La sveglia è fissata per le 6, dopo una colazione con l’immancabile caffè con leche a 8 mila gradi fahrenheit e pane con burro si parte.
Il nostro capogruppo è Guido, maratoneta in pensione. Fuori è buio, 15 gradi, immancabile felpa e kway. Si comincia, lasciato Portomarin, con una bella salita sul bosco e poi un sentiero tra campi di grano e girasole.
Pian piano si accende un nuovo giorno: di fronte 25 km!

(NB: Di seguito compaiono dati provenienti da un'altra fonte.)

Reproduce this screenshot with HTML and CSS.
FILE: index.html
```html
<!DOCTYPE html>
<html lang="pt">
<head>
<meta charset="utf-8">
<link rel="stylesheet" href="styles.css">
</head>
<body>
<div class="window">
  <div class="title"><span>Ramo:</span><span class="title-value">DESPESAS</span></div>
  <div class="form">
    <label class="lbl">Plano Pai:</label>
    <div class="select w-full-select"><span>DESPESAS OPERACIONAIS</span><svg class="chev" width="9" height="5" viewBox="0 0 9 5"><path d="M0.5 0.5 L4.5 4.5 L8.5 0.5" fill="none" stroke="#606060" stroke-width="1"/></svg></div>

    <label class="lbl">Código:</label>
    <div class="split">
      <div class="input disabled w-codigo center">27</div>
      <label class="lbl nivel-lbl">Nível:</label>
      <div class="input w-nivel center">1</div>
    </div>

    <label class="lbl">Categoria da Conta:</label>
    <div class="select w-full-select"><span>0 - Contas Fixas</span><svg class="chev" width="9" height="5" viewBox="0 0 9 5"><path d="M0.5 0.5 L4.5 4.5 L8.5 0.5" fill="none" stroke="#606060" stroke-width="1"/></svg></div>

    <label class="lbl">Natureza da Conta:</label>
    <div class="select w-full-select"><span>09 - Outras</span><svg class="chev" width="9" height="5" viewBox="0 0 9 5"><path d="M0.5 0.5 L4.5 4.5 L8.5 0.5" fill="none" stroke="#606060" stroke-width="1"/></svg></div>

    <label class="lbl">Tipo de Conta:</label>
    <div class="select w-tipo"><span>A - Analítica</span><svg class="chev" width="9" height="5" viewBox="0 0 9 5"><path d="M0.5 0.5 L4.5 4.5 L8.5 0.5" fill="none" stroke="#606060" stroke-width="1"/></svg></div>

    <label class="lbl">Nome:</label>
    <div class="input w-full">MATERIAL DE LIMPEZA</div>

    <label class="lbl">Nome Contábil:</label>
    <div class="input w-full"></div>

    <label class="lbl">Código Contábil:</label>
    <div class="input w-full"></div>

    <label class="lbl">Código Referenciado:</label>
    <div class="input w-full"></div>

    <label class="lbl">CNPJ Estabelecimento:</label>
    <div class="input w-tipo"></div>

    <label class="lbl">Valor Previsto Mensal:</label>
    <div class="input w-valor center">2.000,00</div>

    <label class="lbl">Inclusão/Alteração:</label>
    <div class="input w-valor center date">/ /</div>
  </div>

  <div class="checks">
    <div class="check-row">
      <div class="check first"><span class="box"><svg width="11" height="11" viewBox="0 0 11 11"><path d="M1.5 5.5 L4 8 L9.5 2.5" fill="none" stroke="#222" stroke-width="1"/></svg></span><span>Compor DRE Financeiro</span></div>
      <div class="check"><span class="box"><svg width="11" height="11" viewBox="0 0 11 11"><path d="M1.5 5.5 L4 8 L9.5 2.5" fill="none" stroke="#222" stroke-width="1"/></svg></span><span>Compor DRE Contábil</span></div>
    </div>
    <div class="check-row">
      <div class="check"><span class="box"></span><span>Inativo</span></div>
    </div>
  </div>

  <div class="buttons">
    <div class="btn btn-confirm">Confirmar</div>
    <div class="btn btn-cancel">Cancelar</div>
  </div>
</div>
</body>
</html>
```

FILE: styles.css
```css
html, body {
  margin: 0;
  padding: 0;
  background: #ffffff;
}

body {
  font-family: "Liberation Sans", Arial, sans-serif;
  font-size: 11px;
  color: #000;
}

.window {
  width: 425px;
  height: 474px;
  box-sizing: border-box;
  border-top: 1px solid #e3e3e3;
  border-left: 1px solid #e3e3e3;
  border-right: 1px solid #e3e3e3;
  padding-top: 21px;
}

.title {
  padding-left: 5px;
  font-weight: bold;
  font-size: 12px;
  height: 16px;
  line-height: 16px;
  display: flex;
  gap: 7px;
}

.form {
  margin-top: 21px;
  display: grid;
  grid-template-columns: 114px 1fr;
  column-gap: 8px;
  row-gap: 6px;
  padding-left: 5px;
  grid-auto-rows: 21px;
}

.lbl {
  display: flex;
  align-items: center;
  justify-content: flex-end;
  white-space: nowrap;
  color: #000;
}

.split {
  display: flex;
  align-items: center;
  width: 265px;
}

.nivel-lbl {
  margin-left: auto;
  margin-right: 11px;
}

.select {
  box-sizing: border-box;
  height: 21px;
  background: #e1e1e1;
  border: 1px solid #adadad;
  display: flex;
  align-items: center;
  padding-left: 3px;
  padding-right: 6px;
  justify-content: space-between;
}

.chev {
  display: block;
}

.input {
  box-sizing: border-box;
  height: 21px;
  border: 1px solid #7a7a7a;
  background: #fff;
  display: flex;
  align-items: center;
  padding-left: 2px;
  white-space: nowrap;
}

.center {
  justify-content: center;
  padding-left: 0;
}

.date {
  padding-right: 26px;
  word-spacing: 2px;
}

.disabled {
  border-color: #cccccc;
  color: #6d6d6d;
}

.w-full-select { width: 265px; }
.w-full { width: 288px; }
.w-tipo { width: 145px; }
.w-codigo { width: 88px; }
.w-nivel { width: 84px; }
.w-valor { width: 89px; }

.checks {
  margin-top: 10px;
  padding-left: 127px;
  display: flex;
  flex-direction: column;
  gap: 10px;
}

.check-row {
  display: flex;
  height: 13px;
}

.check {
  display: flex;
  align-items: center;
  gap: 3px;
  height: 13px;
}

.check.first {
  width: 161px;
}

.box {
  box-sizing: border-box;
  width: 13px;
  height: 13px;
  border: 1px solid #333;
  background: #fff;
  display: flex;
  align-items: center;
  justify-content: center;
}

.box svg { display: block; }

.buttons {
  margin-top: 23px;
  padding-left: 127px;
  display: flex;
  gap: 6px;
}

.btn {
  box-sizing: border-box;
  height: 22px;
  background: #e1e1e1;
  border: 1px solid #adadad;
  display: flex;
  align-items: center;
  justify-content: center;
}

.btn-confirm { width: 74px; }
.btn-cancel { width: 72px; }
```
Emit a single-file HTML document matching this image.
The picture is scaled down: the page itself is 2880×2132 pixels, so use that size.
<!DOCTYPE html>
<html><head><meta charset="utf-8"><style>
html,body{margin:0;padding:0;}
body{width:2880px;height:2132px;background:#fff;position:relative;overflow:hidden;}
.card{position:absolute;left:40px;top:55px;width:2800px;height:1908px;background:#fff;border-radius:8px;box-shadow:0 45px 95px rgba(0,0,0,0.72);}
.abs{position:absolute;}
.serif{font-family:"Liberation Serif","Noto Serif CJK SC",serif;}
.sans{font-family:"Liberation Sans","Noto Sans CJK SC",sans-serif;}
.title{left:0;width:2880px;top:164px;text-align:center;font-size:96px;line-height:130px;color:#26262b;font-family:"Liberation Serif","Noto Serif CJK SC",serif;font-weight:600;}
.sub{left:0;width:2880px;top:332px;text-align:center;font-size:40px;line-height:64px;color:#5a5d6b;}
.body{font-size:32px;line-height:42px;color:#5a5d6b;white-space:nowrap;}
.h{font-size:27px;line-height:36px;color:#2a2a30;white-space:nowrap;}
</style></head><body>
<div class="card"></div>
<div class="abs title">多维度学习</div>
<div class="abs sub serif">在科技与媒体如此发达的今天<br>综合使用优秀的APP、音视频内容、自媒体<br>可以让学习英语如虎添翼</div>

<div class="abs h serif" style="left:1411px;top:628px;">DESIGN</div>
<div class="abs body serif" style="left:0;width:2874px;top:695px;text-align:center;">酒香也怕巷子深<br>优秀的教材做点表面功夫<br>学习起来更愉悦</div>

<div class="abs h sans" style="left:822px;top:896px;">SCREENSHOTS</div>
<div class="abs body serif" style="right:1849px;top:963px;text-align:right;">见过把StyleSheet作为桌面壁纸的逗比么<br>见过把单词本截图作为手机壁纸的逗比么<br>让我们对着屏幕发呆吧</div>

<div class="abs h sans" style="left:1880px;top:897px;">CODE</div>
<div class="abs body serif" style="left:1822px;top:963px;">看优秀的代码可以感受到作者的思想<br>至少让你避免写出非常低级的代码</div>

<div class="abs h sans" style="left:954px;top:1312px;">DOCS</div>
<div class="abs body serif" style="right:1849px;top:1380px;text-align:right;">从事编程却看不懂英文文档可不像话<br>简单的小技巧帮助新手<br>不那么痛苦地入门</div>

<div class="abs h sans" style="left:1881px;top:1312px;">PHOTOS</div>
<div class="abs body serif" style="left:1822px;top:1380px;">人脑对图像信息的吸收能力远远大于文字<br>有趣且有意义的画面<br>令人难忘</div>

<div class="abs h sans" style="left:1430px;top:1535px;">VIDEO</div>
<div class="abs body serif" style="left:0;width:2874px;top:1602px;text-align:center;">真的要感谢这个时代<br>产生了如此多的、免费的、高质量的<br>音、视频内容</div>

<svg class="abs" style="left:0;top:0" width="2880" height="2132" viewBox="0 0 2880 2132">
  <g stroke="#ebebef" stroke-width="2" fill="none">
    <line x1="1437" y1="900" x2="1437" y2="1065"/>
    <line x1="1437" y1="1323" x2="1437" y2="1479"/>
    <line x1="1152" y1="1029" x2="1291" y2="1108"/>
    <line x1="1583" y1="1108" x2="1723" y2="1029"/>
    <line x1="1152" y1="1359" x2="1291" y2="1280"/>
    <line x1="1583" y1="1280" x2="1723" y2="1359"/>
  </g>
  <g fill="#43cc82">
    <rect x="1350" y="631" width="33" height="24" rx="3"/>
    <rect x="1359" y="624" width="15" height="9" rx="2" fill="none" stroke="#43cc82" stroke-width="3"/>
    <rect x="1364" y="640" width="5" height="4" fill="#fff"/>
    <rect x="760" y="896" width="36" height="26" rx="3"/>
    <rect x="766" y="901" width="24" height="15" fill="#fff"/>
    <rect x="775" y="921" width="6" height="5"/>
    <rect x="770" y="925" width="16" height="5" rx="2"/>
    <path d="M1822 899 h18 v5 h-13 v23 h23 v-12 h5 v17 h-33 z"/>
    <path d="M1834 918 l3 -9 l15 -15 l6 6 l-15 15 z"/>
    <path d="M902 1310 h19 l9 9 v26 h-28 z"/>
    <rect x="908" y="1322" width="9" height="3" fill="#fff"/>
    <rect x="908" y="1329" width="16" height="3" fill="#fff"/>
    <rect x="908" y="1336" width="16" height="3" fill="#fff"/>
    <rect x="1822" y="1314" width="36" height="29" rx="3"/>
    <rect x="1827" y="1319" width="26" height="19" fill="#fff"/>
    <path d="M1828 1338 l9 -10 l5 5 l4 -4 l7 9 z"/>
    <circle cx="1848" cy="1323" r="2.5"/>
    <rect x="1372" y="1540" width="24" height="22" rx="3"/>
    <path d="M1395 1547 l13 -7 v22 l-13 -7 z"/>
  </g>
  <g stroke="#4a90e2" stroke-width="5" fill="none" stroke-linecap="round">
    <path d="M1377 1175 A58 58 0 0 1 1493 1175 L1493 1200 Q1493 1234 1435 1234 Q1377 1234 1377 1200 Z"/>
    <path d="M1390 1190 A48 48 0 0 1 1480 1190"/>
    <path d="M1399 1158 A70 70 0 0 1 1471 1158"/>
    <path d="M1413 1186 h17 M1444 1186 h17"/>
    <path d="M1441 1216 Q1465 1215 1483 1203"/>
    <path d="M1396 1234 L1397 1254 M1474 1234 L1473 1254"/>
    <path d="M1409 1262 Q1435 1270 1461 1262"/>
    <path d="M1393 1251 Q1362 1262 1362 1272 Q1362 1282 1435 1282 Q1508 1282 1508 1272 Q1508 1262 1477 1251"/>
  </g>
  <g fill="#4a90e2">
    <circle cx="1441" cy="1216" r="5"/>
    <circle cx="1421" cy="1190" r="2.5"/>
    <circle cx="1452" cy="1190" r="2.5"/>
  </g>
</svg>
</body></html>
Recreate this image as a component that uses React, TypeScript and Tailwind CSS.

Un po’ doloranti, siamo però motivatissimi. Io sto bene, ho voglia di camminare. I primi chilometri sono praticamente uguali, costeggiamo una statale poco frequentata, siamo nella Galizia celtica, case tipiche. Un caffè e si riparte. Il percorso è più dolce, nulla a che vedere con quello di ieri, più interessante ma più impegnativo.
Incrociamo una coppia di amici che per un po’ ci fa compagnia. Un francese che ha una ditta di infissi e un pescarese commercialista che sentono me e Guido parlare di politica. Il francese, che abita a Pescara, mi sfotte: non vuol sentir parlare di politica, per di più nel Cammino. L’amico (anche lui un deluso dalla politica, di “destra” come me) mi incita: “un politico che fa il Cammino non può che essere un buon politico. Non mollare”. Mi strappa un sorriso.
Chiacchieriamo per qualche km, poi li perdiamo. Cose normalissime al Cammino.
A Llegonde si materializza una piccola oasi: timbro sulla Credencial, the, acqua e caffè caldo gratis. L’uomo seduto davanti alla scrivania è un argentino: non risparmia sorrisi e battute e e ti ricorda che in omaggio c’è il portadocumenti, una guida e un braccialetto. Mi viene subito in mente l’idea che ci sia ancora gente che fa le cose per il gusto di fare. Sorseggio the alla menta, faccio riposare le gambe. Ci sono molti altri pellegrini con cui si parla e si scambiano consigli, molti sono italiani. Si dibatte se fare tutta una tirata o fermarsi lasciando qualche chilometro: decidiamo di accelerare.
Si riparte! Ancora tanto da fare, lunghe salite ma dolci, non si incontra anima viva finché non accade qualcosa che attira la tua curiosità, mentre comincia a piovere: un piccolo cimitero con le tombe che danno sulla strada e, a pochi metri, si materializzano due porte di calcetto che idealmente delimitano un campo. Vita e morte vicini, senza timore. Continuiamo a camminare per altri 500 metri e una mandria di mucche ci incrocia. Ci fermiamo e osserviamo senza disturbare.
Torniamo in strada. La pioggia si fa pesante ma ecco il cartello “Palas de Rei“. Siamo arrivati! Il paese ci aspetta: 25 km a piedi bruciati in neanche sei ore. C’è tempo per un bel bocadillo (panino) e una cerveza fresca, per festeggiare la nostra bravura.
Ci siamo guadagnati un pomeriggio di relax. Domani si riparte per Arzua, circa 30 km: la più lunga di questo Cammino.
Se ci pensi il Cammino è una bellissima metafora della vita fatta di salite e discese, cose che accadono che ti sorprendono, altre sempre uguali, e nello zaino porti tutti i problemi e le difficoltà come un peso nella vita: maggiore è il numero più fatichi e solo lasciando l’essenziale puoi camminare spedito. Alcune volte sei veloce, altre sei lento. Gli incontri sul Cammino ti ricordano che ci sono persone che ti accompagneranno per tutta la vita, altre per un po’, alcune le perderai, altre invece le vedrai solo di passaggio.
E magari quando meno te l’aspetti scoprirai persone nuove che condivideranno con te qualcosa.